Here is my written testimony:
in Favor of HB 672
HB 672 is the first step towards establishing a state bank here in New Hampshire, similar to the Bank of North Dakota, which has been in operation since 1924. Similar bills are being considered in our neighboring states of Vermont and Maine.
The Development Bank of New Hampshire would work with government agencies and with our state's existing private-sector financial institutions to to invest in the New Hampshire economy and to keep New Hampshire dollars here in New Hampshire. The Development Bank's profits would go into the state's general fund, which would reduce our state's tax burden.
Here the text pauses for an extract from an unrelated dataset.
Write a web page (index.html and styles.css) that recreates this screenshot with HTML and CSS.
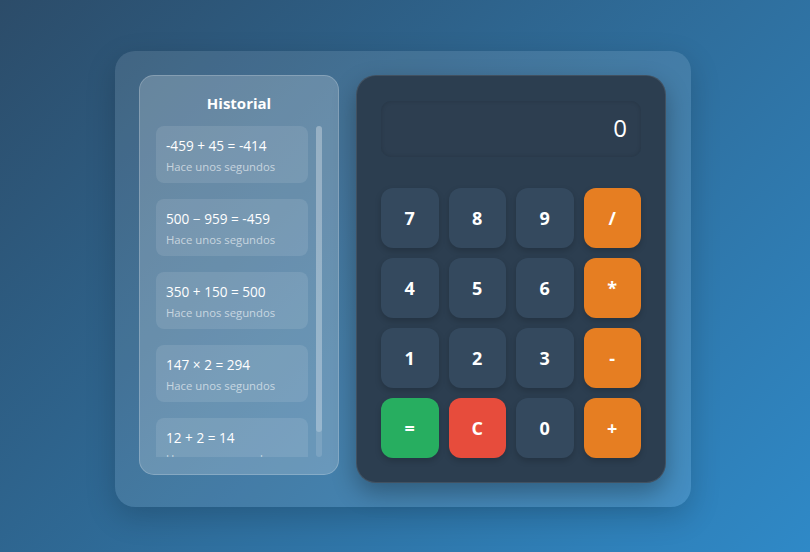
FILE: index.html
```html
<!DOCTYPE html>
<html lang="es">
<head>
<meta charset="utf-8">
<title>Calculadora</title>
<link rel="stylesheet" href="styles.css">
</head>
<body>
<div class="app">
  <aside class="history">
    <h2 class="history-title">Historial</h2>
    <div class="history-body">
      <div class="history-list">
        <div class="item"><div class="eq">-459 + 45 = -414</div><div class="time">Hace unos segundos</div></div>
        <div class="item"><div class="eq">500 − 959 = -459</div><div class="time">Hace unos segundos</div></div>
        <div class="item"><div class="eq">350 + 150 = 500</div><div class="time">Hace unos segundos</div></div>
        <div class="item"><div class="eq">147 × 2 = 294</div><div class="time">Hace unos segundos</div></div>
        <div class="item"><div class="eq">12 + 2 = 14</div><div class="time">Hace unos segundos</div></div>
      </div>
      <div class="scrollbar"><div class="thumb"></div></div>
    </div>
  </aside>
  <main class="calc">
    <div class="display">0</div>
    <div class="keys">
      <button class="key">7</button>
      <button class="key">8</button>
      <button class="key">9</button>
      <button class="key op">/</button>
      <button class="key">4</button>
      <button class="key">5</button>
      <button class="key">6</button>
      <button class="key op">*</button>
      <button class="key">1</button>
      <button class="key">2</button>
      <button class="key">3</button>
      <button class="key op">-</button>
      <button class="key eqk">=</button>
      <button class="key clear">C</button>
      <button class="key">0</button>
      <button class="key op">+</button>
    </div>
  </main>
</div>
</body>
</html>
```
FILE: styles.css
```css
* { box-sizing: border-box; }
html, body { height: 100%; }
body {
  margin: 0;
  font-family: "Open Sans", "Noto Sans", sans-serif;
  background: linear-gradient(135deg, #2c4c69 0%, #2f6f9e 55%, #2f89c7 100%);
  display: flex;
  justify-content: center;
  align-items: flex-start;
  padding-top: 51px;
  padding-right: 4px;
}
.app {
  display: flex;
  align-items: flex-start;
  gap: 17px;
  padding: 24px;
  width: 576px;
  height: 456px;
  border-radius: 20px;
  background: rgba(255, 255, 255, 0.1);
  box-shadow: 0 10px 30px rgba(0, 0, 0, 0.18);
}
.history {
  width: 200px;
  height: 400px;
  border-radius: 15px;
  background: rgba(255, 255, 255, 0.2);
  border: 1px solid rgba(255, 255, 255, 0.2);
  padding: 16px 16px 16px 16px;
  display: flex;
  flex-direction: column;
}
.history-title {
  margin: 0 0 12px 0;
  color: #fff;
  font-size: 15px;
  font-weight: 700;
  text-align: center;
  line-height: 22px;
}
.history-body {
  display: flex;
  gap: 8px;
  height: 331px;
}
.history-list {
  width: 152px;
  overflow: hidden;
  display: flex;
  flex-direction: column;
  gap: 16px;
}
.scrollbar {
  width: 6px;
  height: 100%;
  border-radius: 3px;
  background: rgba(255, 255, 255, 0.12);
}
.thumb {
  height: 306px;
  border-radius: 3px;
  background: rgba(255, 255, 255, 0.22);
}
.item {
  flex: none;
  background: rgba(255, 255, 255, 0.1);
  border-radius: 8px;
  padding: 10px 10px 10px 10px;
  height: 57px;
}
.eq {
  color: #fff;
  font-size: 13.6px;
  line-height: 20px;
}
.time {
  color: rgba(255, 255, 255, 0.6);
  font-size: 11.3px;
  line-height: 18px;
  margin-top: 2px;
}
.calc {
  width: 310px;
  height: 408px;
  background: #2c3e50;
  border-radius: 20px;
  border: 1px solid rgba(255, 255, 255, 0.1);
  padding: 25px 24px 24px 24px;
  box-shadow: 0 10px 25px rgba(0, 0, 0, 0.3);
}
.display {
  height: 56px;
  border-radius: 10px;
  background: #2d3e50;
  box-shadow: inset 0 0 4px rgba(0, 0, 0, 0.15);
  color: #fff;
  font-size: 24px;
  font-weight: 400;
  text-align: right;
  line-height: 54px;
  padding-right: 14px;
  margin-bottom: 31px;
}
.keys {
  display: grid;
  grid-template-columns: repeat(4, 1fr);
  grid-auto-rows: 60px;
  gap: 10px;
}
.key {
  border: none;
  border-radius: 12px;
  background: #34495e;
  color: #fff;
  font-family: inherit;
  font-size: 18px;
  font-weight: 700;
  box-shadow: 0 3px 6px rgba(0, 0, 0, 0.18);
  padding: 0;
}
.key.op { background: #e67e22; }
.key.eqk { background: #27ae60; }
.key.clear { background: #e74c3c; }
```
The Development Bank's primary function would be to lend money to (and borrow it from) other government entities. It would not make loans directly to individual or businesses, although it could partner with private-sector lenders. It would not provide retail banking services to individuals or businesses, although it could provide such services to state, county and local government, which could save taxpayers a significant amount of money. In North Dakota, state government agencies are required to do their banking through the Bank of North Dakota, and local and county governments are allowed but not required to do so.
This is a short bill which addresses an immensely complicated topic. If passed as is, HB 672 would in the short run do nothing more than establish a board of directors and an accompanying advisory commission, along with authorizing the Joint Legislative Committee on Administrative Rules (JLCAR) to begin the rule-making process. The state treasurer and the bank commissioner, in consultation with the attorney general, would be asked to write a report on how to get the bank started. That report would include recommendations for future legislation. The bank would probably not begin operations until at least 2018.